Understanding TDS Fundamentals in India
What is TDS and Why is it So Important?
At its core, Tax Deducted at Source (TDS) is a form of advance tax. Instead of you paying a large lump sum tax at the end of the financial year, the government collects it in small instalments directly from your income source throughout the year. The primary purpose of this system is to enforce a “pay as you earn” model of taxation, which helps in ensuring a steady flow of revenue for the government and significantly curbs tax evasion. It broadens the tax collection base by making the payer of the income responsible for deducting and depositing the tax. TDS is applicable on a wide variety of payments, and some of the most common ones include:
- Salary paid to employees
- Rent payments exceeding a certain threshold
- Interest earned from bank deposits or bonds
- Commission or brokerage payments
- Fees paid for professional or technical services
- Payments made to contractors and subcontractors
Understanding this mechanism is the first step towards managing your finances effectively and ensuring full compliance with tax regulations.
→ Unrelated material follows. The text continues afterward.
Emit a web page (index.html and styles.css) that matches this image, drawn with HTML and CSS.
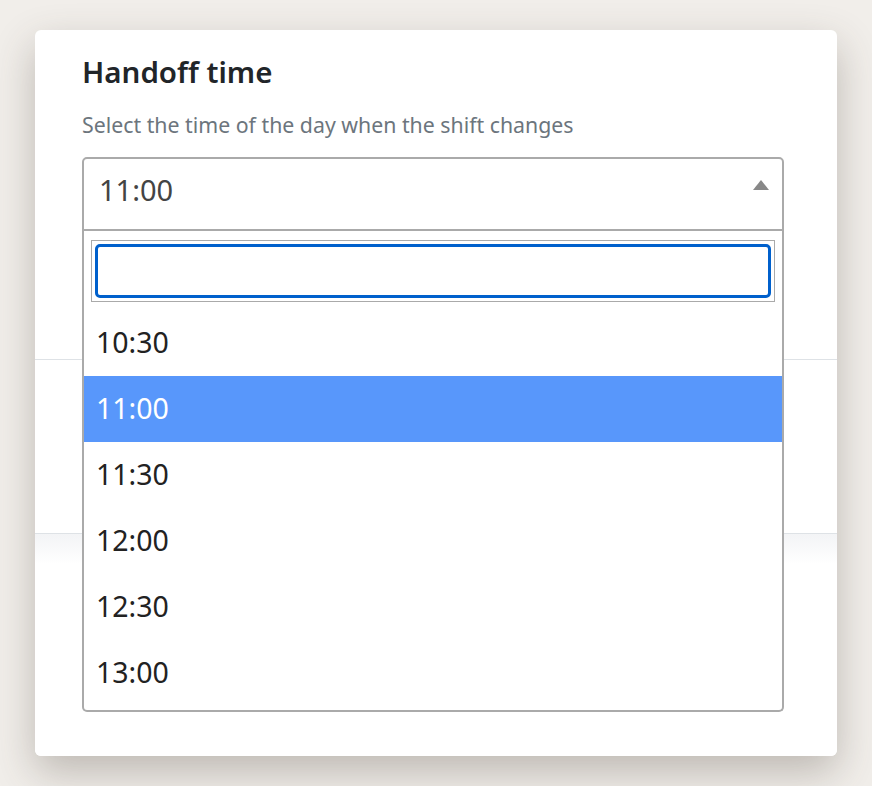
FILE: index.html
```html
<!DOCTYPE html>
<html lang="en">
<head>
    <meta charset="UTF-8">
    <meta name="viewport" content="width=device-width, initial-scale=1.0">
    <title>Handoff time</title>
    <link rel="stylesheet" href="styles.css">
</head>
<body>
    <div class="modal">
        <section class="modal-header">
            <h2 class="title">Handoff time</h2>
            <p class="hint">Select the time of the day when the shift changes</p>

            <!-- Open select with search box -->
            <div class="select open">
                <div class="select-current">
                    <span class="select-value">11:00</span>
                    <span class="select-arrow"></span>
                </div>
                <div class="select-dropdown">
                    <div class="select-search">
                        <input type="text" class="search-input" aria-label="Search">
                    </div>
                    <ul class="select-options">
                        <li>10:30</li>
                        <li class="highlighted">11:00</li>
                        <li>11:30</li>
                        <li>12:00</li>
                        <li>12:30</li>
                        <li>13:00</li>
                    </ul>
                </div>
            </div>
        </section>
        <section class="modal-body"></section>
        <section class="modal-footer"></section>
    </div>
</body>
</html>
```

FILE: styles.css
```css
/* Page */
html {
    background-color: #f1eeea;
}

body {
    margin: 0;
    min-height: 100vh;
    padding: 30px 0 0 35px;
    box-sizing: border-box;
    font-family: "Noto Sans", "Open Sans", sans-serif;
}

/* Modal card */
.modal {
    width: 802px;
    height: 726px;
    background-color: #fff;
    border-radius: 6px;
    box-shadow: 0 16px 40px rgba(70, 60, 50, 0.3);
    display: flex;
    flex-direction: column;
}

.modal-header {
    height: 329px;
    padding: 0 53px 0 47px;
    border-bottom: 1px solid #dee2e6;
}

.title {
    margin: 24px 0 0;
    font-size: 29.5px;
    font-weight: 600;
    line-height: 36px;
    color: #212529;
}

.hint {
    margin: 21px 0 0;
    font-size: 21.3px;
    line-height: 28px;
    color: #6c757d;
}

.modal-body {
    height: 173px;
    border-bottom: 1px solid #dee2e6;
}

.modal-footer {
    flex: 1;
    background: linear-gradient(#f3f4f6, #fff 30px);
    border-radius: 0 0 6px 6px;
}

/* Select */
.select {
    position: relative;
    margin-top: 18px;
}

.select-current {
    height: 70px;
    border: 2px solid #aaa;
    border-radius: 5px 5px 0 0;
    display: flex;
    align-items: center;
    padding: 0 13px 0 15px;
}

.select-value {
    flex: 1;
    padding-bottom: 9px;
    font-size: 29px;
    color: #444;
}

.select-arrow {
    width: 0;
    height: 0;
    border-left: 8px solid transparent;
    border-right: 8px solid transparent;
    border-bottom: 10px solid #888;
    margin-bottom: 18px;
}

/* Dropdown list overlays the content below */
.select-dropdown {
    position: absolute;
    top: 74px;
    left: 0;
    right: 0;
    background-color: #fff;
    border: 2px solid #aaa;
    border-top: none;
    border-radius: 0 0 5px 5px;
    z-index: 2;
}

.select-search {
    margin: 9px 7px 8px;
    border: 1px solid #aaa;
    padding: 3px;
}

.search-input {
    display: block;
    box-sizing: border-box;
    width: 100%;
    height: 54px;
    margin: 0;
    border: 3px solid #0060cc;
    border-radius: 5px;
    outline: none;
    font-size: 24px;
}

.select-options {
    list-style: none;
    margin: 0;
    padding: 0 0 4px;
}

.select-options li {
    height: 66px;
    line-height: 64px;
    padding-left: 12px;
    font-size: 28.5px;
    color: #222;
}

.select-options li.highlighted {
    background-color: #5897fb;
    color: #fff;
}
```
The Key Players: Are You a Deductor or a Deductee?
The entire TDS process revolves around two key participants: the deductor and the deductee. It’s vital to understand which role you play to manage your obligations correctly.
- The Deductor: This is the person or entity responsible for making a payment to another party and is required by law to deduct tax before making the full payment. For example, a small business paying a monthly salary to an employee, a company paying a freelancer for their services, or a tenant paying rent to a landlord are all considered deductors. The deductor’s primary responsibilities include deducting the correct amount of tax, depositing it with the government on time, and filing quarterly TDS returns.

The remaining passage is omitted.